Embracing Animal Nature

by Vanessa Chakour

Pub Date: Sept. 24th, 2024
ISBN: 9780143137757
Publisher: Penguin Life

Part memoir, part ecology, part fable.

Chakour, who practices herbalism and leads rewilding retreats, argues that modern humans are “detached from [our] bodily existence” and presents the story of how she became a “more embodied, instinctual self.” To invite readers to “embrace [our] animal nature,” Chakour adds to her narrative the stories of 23 nonhuman (“more-than-human”) animals. The interspersed vignettes—about foxes and bees, hawks, and black bears—are meant to correct the harmful misunderstandings that keep humans from living in harmony with these other species, to highlight what we have in common, and to serve up life lessons.

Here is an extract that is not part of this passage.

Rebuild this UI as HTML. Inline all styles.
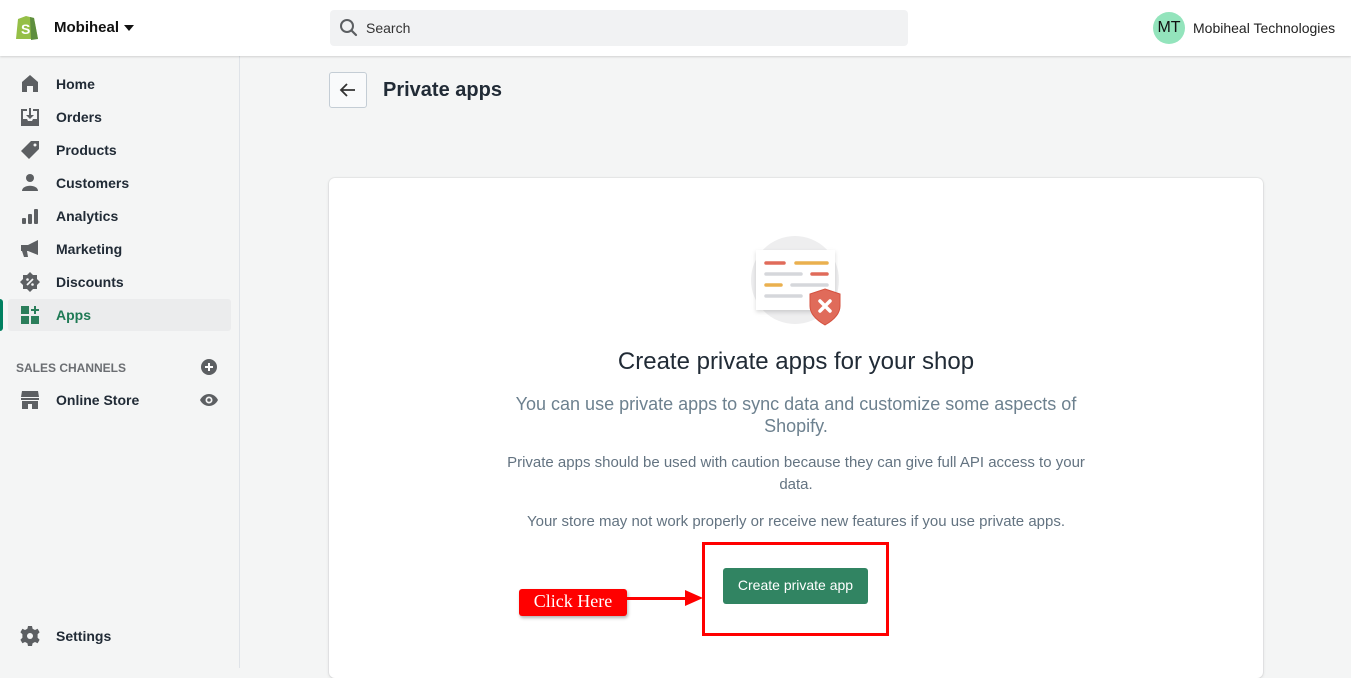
<!DOCTYPE html>
<html><head><style>
*{box-sizing:border-box;margin:0;padding:0}
body{width:1351px;height:668px;overflow:hidden;background:#f4f5f5;font-family:"Liberation Sans",sans-serif;color:#212b36;position:relative}
.top{position:absolute;left:0;top:0;width:1351px;height:56px;background:#fff;box-shadow:0 1px 2px rgba(0,0,0,.15);z-index:2}
.side{position:absolute;left:0;top:56px;width:240px;height:612px;border-right:1px solid #dfe3e8;background:#f4f5f5}
.nav{position:absolute;left:0;height:32px;width:240px;font-size:14px;font-weight:bold;color:#212b36;display:flex;align-items:center}
.nav svg{position:absolute;left:20px}
.nav span{position:absolute;left:56px}
.ic{fill:#5c5f62}
</style></head><body>
<div class="top">
<svg style="position:absolute;left:14px;top:13px" width="26" height="28" viewBox="0 0 26 28"><path d="M4 6 L12 3 L20 5 L24 26 L2 26 Z" fill="#95bf47"/><path d="M16 4 L20 5 L24 26 L17 27 Z" fill="#5e8e3e"/><text x="7" y="21" font-size="14" font-weight="bold" fill="#fff" font-family="Liberation Sans">S</text></svg>
<div style="position:absolute;left:54px;top:19px;font-size:15px;font-weight:bold;color:#111">Mobiheal</div>
<div style="position:absolute;left:124px;top:25px;width:0;height:0;border-left:5px solid transparent;border-right:5px solid transparent;border-top:6px solid #111;margin-left:0"></div>
<div style="position:absolute;left:330px;top:10px;width:578px;height:36px;background:#f1f2f3;border-radius:4px"></div>
<svg style="position:absolute;left:339px;top:18px" width="20" height="20" viewBox="0 0 20 20"><circle cx="8" cy="8" r="6" fill="none" stroke="#5c5f62" stroke-width="2"/><path d="M12.5 12.5 L17 17" stroke="#5c5f62" stroke-width="2.2" stroke-linecap="round"/></svg>
<div style="position:absolute;left:366px;top:20px;font-size:14px;color:#333">Search</div>
<div style="position:absolute;left:1153px;top:12px;width:32px;height:32px;border-radius:50%;background:#93e4bc;font-size:16px;color:#111;text-align:center;line-height:32px">MT</div>
<div style="position:absolute;left:1193px;top:20px;font-size:14px;color:#222">Mobiheal Technologies</div>
</div>
<div class="side">
<div class="nav" style="top:12px"><svg width="20" height="20" viewBox="0 0 20 20"><path class="ic" d="M2 8 L10 1 L18 8 V18 H13 V12 H7 V18 H2 Z"/></svg><span>Home</span></div>
<div class="nav" style="top:45px"><svg width="20" height="20" viewBox="0 0 20 20"><path class="ic" d="M1 2 H7 V4 H3 V12 H7 L8 14 H12 L13 12 H17 V4 H13 V2 H19 V19 H1 Z M9 1 H11 V8 H14 L10 12 L6 8 H9 Z"/></svg><span>Orders</span></div>
<div class="nav" style="top:78px"><svg width="20" height="20" viewBox="0 0 20 20"><path class="ic" d="M11 1 H19 V9 L9 19 L1 11 Z"/><circle cx="15" cy="5" r="1.5" fill="#f4f5f5"/></svg><span>Products</span></div>
<div class="nav" style="top:111px"><svg width="20" height="20" viewBox="0 0 20 20"><circle class="ic" cx="10" cy="5" r="4"/><path class="ic" d="M2 18 C2 11 18 11 18 18 Z"/></svg><span>Customers</span></div>
<div class="nav" style="top:144px"><svg width="20" height="20" viewBox="0 0 20 20"><rect class="ic" x="2" y="12" width="4" height="6" rx="1"/><rect class="ic" x="8" y="8" width="4" height="10" rx="1"/><rect class="ic" x="14" y="3" width="4" height="15" rx="1"/></svg><span>Analytics</span></div>
<div class="nav" style="top:177px"><svg width="20" height="20" viewBox="0 0 20 20"><path class="ic" d="M1 6 H8 L18 1 V16 L8 12 H7 L8 18 H4 L2 12 H1 Z"/></svg><span>Marketing</span></div>
<div class="nav" style="top:210px"><svg width="20" height="20" viewBox="0 0 20 20"><path class="ic" d="M10 0 L13 3 H17 V7 L20 10 L17 13 V17 H13 L10 20 L7 17 H3 V13 L0 10 L3 7 V3 H7 Z"/><path d="M7 13 L13 7" stroke="#f4f5f5" stroke-width="1.8"/><circle cx="7.5" cy="7.5" r="1.3" fill="#f4f5f5"/><circle cx="12.5" cy="12.5" r="1.3" fill="#f4f5f5"/></svg><span>Discounts</span></div>
<div style="position:absolute;left:8px;top:243px;width:223px;height:32px;background:#ebeced;border-radius:3px"></div>
<div style="position:absolute;left:0;top:243px;width:3px;height:32px;background:#008060;border-radius:0 3px 3px 0"></div>
<div class="nav" style="top:243px;color:#1f7a55"><svg width="20" height="20" viewBox="0 0 20 20" fill="#2a7d5a"><rect x="1" y="1" width="8" height="8"/><rect x="1" y="11" width="8" height="8"/><rect x="11" y="11" width="8" height="8"/><path d="M14 1 H16 V4 H19 V6 H16 V9 H14 V6 H11 V4 H14 Z"/></svg><span>Apps</span></div>
<div style="position:absolute;left:16px;top:305px;font-size:12px;font-weight:bold;color:#6b6e72">SALES CHANNELS</div>
<svg style="position:absolute;left:200px;top:302px" width="18" height="18" viewBox="0 0 18 18"><circle class="ic" cx="9" cy="9" r="8"/><path d="M9 5 V13 M5 9 H13" stroke="#fff" stroke-width="2"/></svg>
<div class="nav" style="top:328px"><svg width="20" height="20" viewBox="0 0 20 20"><path class="ic" d="M2 1 H18 L19 7 H1 Z M1 8 H19 V10 H1 Z M2 11 H18 V19 H12 V14 H8 V19 H2 Z"/></svg><span>Online Store</span></div>
<svg style="position:absolute;left:200px;top:337px" width="18" height="14" viewBox="0 0 18 14"><path class="ic" d="M0 7 C4 -1 14 -1 18 7 C14 15 4 15 0 7 Z"/><circle cx="9" cy="7" r="3.5" fill="#f4f5f5"/><circle class="ic" cx="9" cy="7" r="1.8"/></svg>
<div class="nav" style="top:564px"><svg width="20" height="20" viewBox="0 0 20 20"><path class="ic" d="M8 0 H12 L12.6 2.8 L15 4 L17.6 2.8 L19.6 6.2 L17.6 8.2 V11.8 L19.6 13.8 L17.6 17.2 L15 16 L12.6 17.2 L12 20 H8 L7.4 17.2 L5 16 L2.4 17.2 L0.4 13.8 L2.4 11.8 V8.2 L0.4 6.2 L2.4 2.8 L5 4 L7.4 2.8 Z"/><circle cx="10" cy="10" r="3" fill="#f4f5f5"/></svg><span>Settings</span></div>
</div>
<div style="position:absolute;left:329px;top:72px;width:38px;height:36px;border:1px solid #c4cdd5;border-radius:3px;background:#f9fafb"></div>
<svg style="position:absolute;left:339px;top:81px" width="18" height="18" viewBox="0 0 18 18"><path d="M16 9 H2 M8 3 L2 9 L8 15" fill="none" stroke="#333" stroke-width="1.8"/></svg>
<div style="position:absolute;left:383px;top:79px;font-size:20px;font-weight:bold;color:#212b36">Private apps</div>
<div style="position:absolute;left:329px;top:178px;width:934px;height:500px;background:#fff;border-radius:6px;box-shadow:0 0 0 1px rgba(63,63,68,.05),0 1px 3px rgba(63,63,68,.15)"></div>
<svg style="position:absolute;left:745px;top:230px" width="105" height="100" viewBox="0 0 105 100">
<circle cx="50" cy="50" r="44" fill="#eeeeef"/>
<rect x="11" y="20" width="79" height="60" fill="#fff" style="filter:drop-shadow(0 2px 2px rgba(0,0,0,.15))"/>
<g stroke-width="3.5" stroke-linecap="round"><path d="M21 33 H39" stroke="#e06b5a"/><path d="M51 33 H82" stroke="#eab04f"/><path d="M21 44 H56" stroke="#d5d7db"/><path d="M67 44 H82" stroke="#e06b5a"/><path d="M21 55 H36" stroke="#eab04f"/><path d="M47 55 H82" stroke="#d5d7db"/><path d="M21 66 H56" stroke="#d5d7db"/></g>
<path d="M80 59 L95 64 V76 C95 85 87 91 80 95 C73 91 65 85 65 76 V64 Z" fill="#e06b5a" stroke="#d4513f"/>
<path d="M75 71 L85 81 M85 71 L75 81" stroke="#fff" stroke-width="3.5" stroke-linecap="round"/>
</svg>
<div style="position:absolute;left:329px;top:348px;width:934px;text-align:center;font-size:24px;color:#212b36">Create private apps for your shop</div>
<div style="position:absolute;left:500px;top:393px;width:592px;text-align:center;font-size:18px;line-height:22px;color:#6d818f">You can use private apps to sync data and customize some aspects of Shopify.</div>
<div style="position:absolute;left:500px;top:452px;width:592px;text-align:center;font-size:15px;line-height:22px;color:#637381">Private apps should be used with caution because they can give full API access to your data.</div>
<div style="position:absolute;left:329px;top:513px;width:934px;text-align:center;font-size:15px;color:#637381">Your store may not work properly or receive new features if you use private apps.</div>
<div style="position:absolute;left:702px;top:542px;width:187px;height:94px;border:3px solid #f00"></div>
<div style="position:absolute;left:723px;top:568px;width:145px;height:36px;background:#318462;border-radius:3px;color:#fff;font-size:14px;text-align:center;line-height:34px">Create private app</div>
<div style="position:absolute;left:519px;top:589px;width:108px;height:27px;background:#f00;border-radius:3px;box-shadow:1px 2px 3px rgba(0,0,0,.3);color:#fff;font-family:'Liberation Serif',serif;font-size:18px;text-align:center;line-height:25px">Click Here</div>
<div style="position:absolute;left:627px;top:597px;width:60px;height:3px;background:#f00"></div>
<div style="position:absolute;left:685px;top:590px;width:0;height:0;border-top:8px solid transparent;border-bottom:8px solid transparent;border-left:18px solid #f00"></div>
</body></html>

Recalling a time when she worked as a personal trainer and encountered firsthand the appearance-based anxieties of other women, Chakour wishes we could emancipate ourselves from the “bondage” of caring about exteriors and, like fierce and matriarchal hyenas, focus instead on cultivating sisterhood and strength. Writing about a partner who wished to live in New York while Chakour herself favored Massachusetts provides an occasion to contemplate seagull pairs that argue so long over where to build their nests that they never make a choice. The animal parallels go some way toward adding interest to the story, which, for all the promised wildness, reads as relatively tame; after a period of indecision, the author leaves her relationship, joins Bumble (the animal that appears in this chapter is not difficult to guess), and buys some land. The animal stories allow Chakour to incorporate many urgent ecological topics into her narrative and give readers a chance to learn about the important systemic roles of wolves, beavers, vultures, and others. Inhabited by so many complex and interesting creatures, Earthly Bodies asks that we pay attention on behalf of the planet.

Sometimes meandering, but makes an urgent case for ecological thinking.